I, for one, am pretty excited that Elon Musk is bringing his 1980s sci-fi movie dreams to life.
There’s no doubt that the Tesla team has made a lasting impact on transportation design, for better or worse. Regardless of how the final NHSTA-approved Cybertruck ends up looking, it has sparked strong feelings. While transportation aficionados and designers alike have been waging a comment battle for the past few weeks as to the Cybertruck’s merits, I’ve had a different truck-related focus.
You see, I’m in the market for a new vehicle – something that appeals to my design sensibilities and is actually useful, not to mention practical. I’ve been looking at “compact” trucks – Rangers, Colorados, Tacomas, etc. And much to my dismay, I’ve found there is nothing compact about these behemoths! Somewhere between 1995 (my last compact truck) and today, trucks have ballooned to a size that no longer resonates with me.

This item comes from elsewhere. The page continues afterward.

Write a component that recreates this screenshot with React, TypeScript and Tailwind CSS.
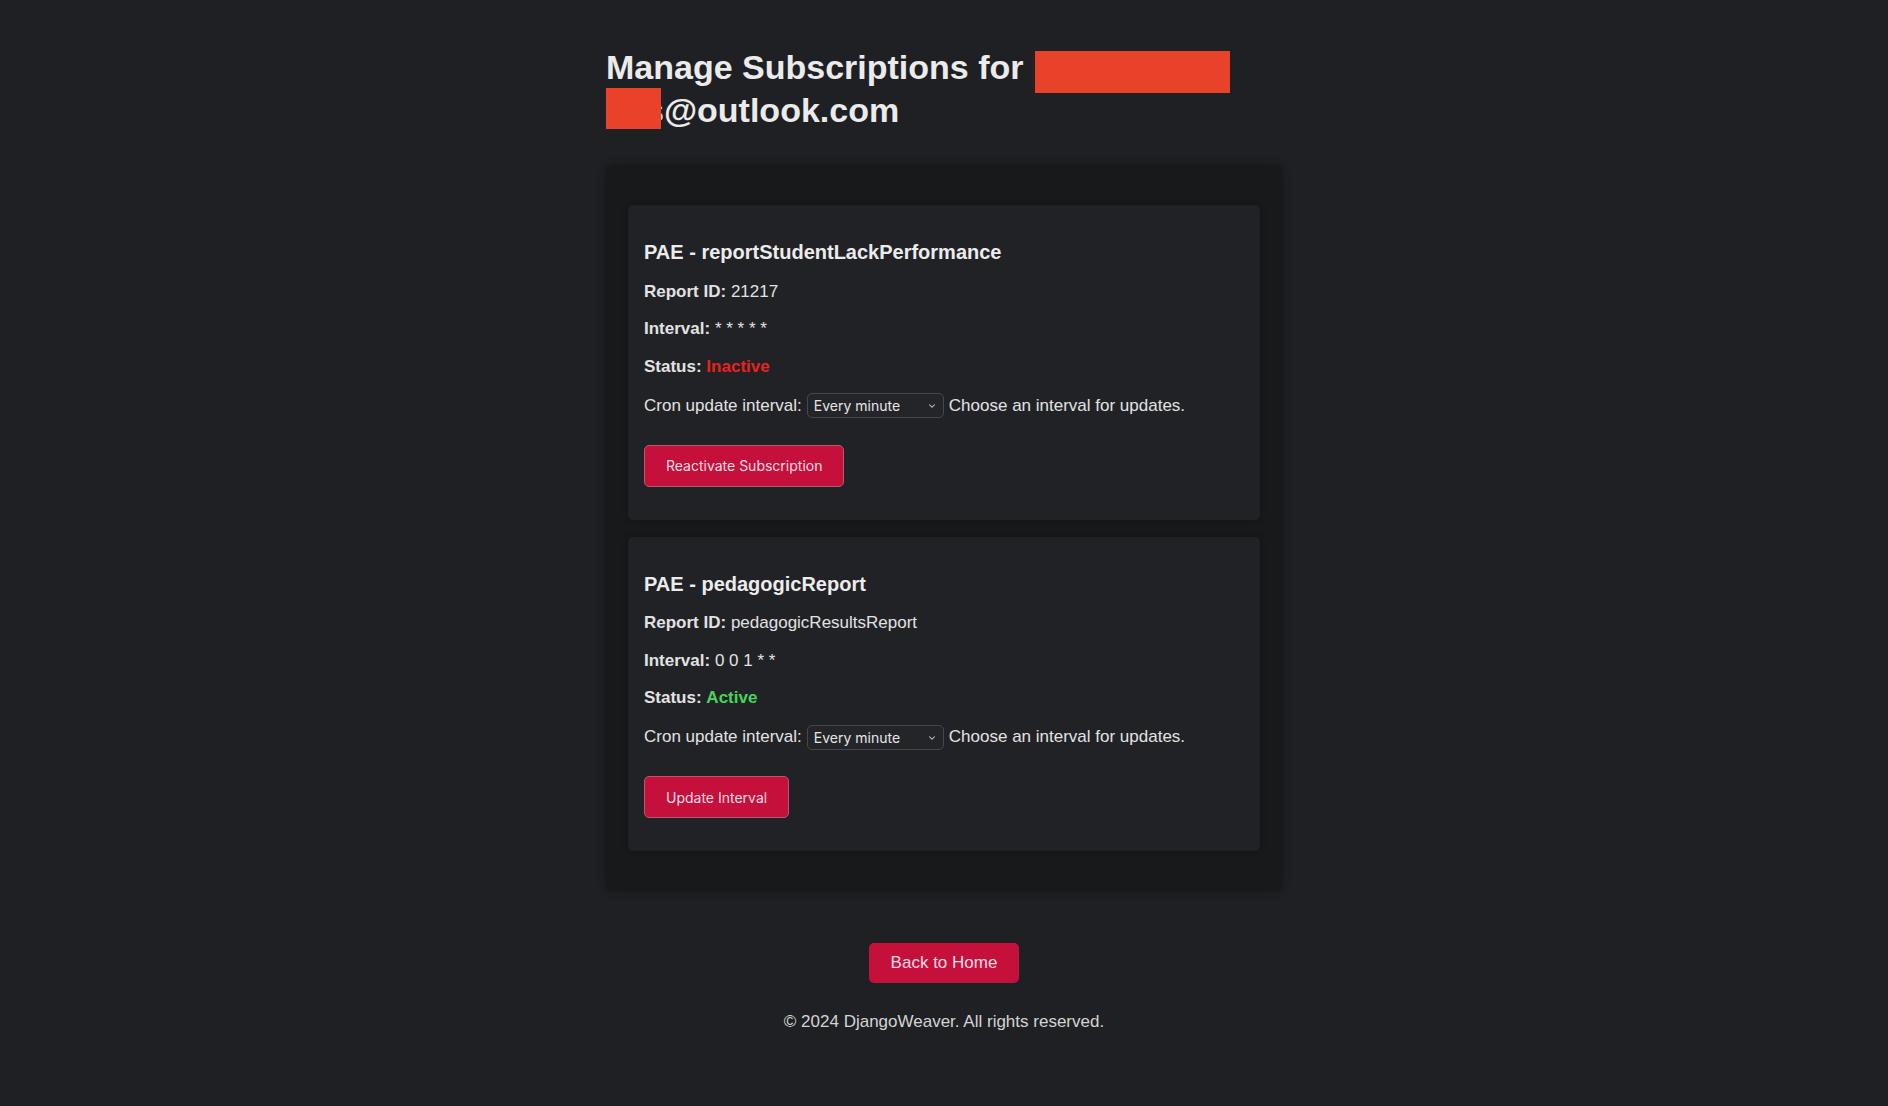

In today’s vehicle market, trucks and SUVs continue to dominate. But if you look back to the 1970s and well into the 1980s, trucks were an afterthought for the Big Three. The Japanese manufacturers seized the opportunity to not only sell their own rad-looking little trucks into the US, but also to partner up with Ford, GM, and Chrysler to bring in re-branded versions of these imports. The result: Compact truck heaven for America.
I headed to bring-a-trailer.com to see if I could find any of these forgotten, vintage compact pickups for sale. Heck, buying a used truck would technically be better for the world anyway. Wow. I forgot how cool these were … and the farther back in years you go, the cooler they get! They also have gone up in price. These trucks retailed for a mere $5,000-$7,000 when new, and now some of these in good condition are $10K and up. This tells me that they are still highly valued and sought after, and it speaks to an obvious design opportunity – it’s time to bring these compact designs back.
Why? Let’s look at few examples of these sweet-looking trucks.
Look at this pre-Ranger compact Ford! The Ford Courier. Built by Mazda (it was the sister to the B1600), the Courier was as handsome as it was practical. A seven-foot-long bed and 39 highway mpg? Good luck finding that today. I also need to start dressing like the dude on the left.
Chevrolet, not to be outdone by Ford, introduced the Isuzu-based LUV pickup (Light Utility Vehicle) in 1972. They sold nearly half a million during its lifespan. Not too shabby – perhaps they could do it again?
And imagine having one of these beauties from Toyota in your garage. You could probably fit three of them in there nowadays! The paint and graphics alone have been a benchmark for awesome ever since. This … this is what I want to see in a 2020 version. No bigger though!
There was an amazing period in truck design where trucks were appropriately sized and there were plenty more than what I’ve listed here. Let’s face it – a modern min-truck design with a little more horsepower and some improved safety would be spectacular, not to mention useful without being overkill.
Which brings me the Cybertruck. What’s wrong with it? Just two things in my mind: It’s too damn big for this world, and too expensive. For that matter, so are the King Ranch F150 and Texas edition Chevy. It’s time to get small and get awesome. You like big trucks, no problem -- but for the rest of us, we’ve only been sold these over-stuffed sheet metal beasts for too long. And yes, I know, bigger is safer…if you’re the biggest.
There’s a huge opportunity here for mini-trucks, and there is plenty of design to reference from the past. I’m willing to bet some mini-truck projects are in progress already. History repeats itself and it’s the right time to bring them back – as long as automotive design teams have their fingers on the pulse of young buyers (and my old pulse, too). My prediction here as that it least one manufacturer will show their modern take on the compact trucks of yore during next year’s auto show circuit…or maybe the year after that. With any luck, I’ll see my other dream vehicle – an EV with a (simulated) manual transmission.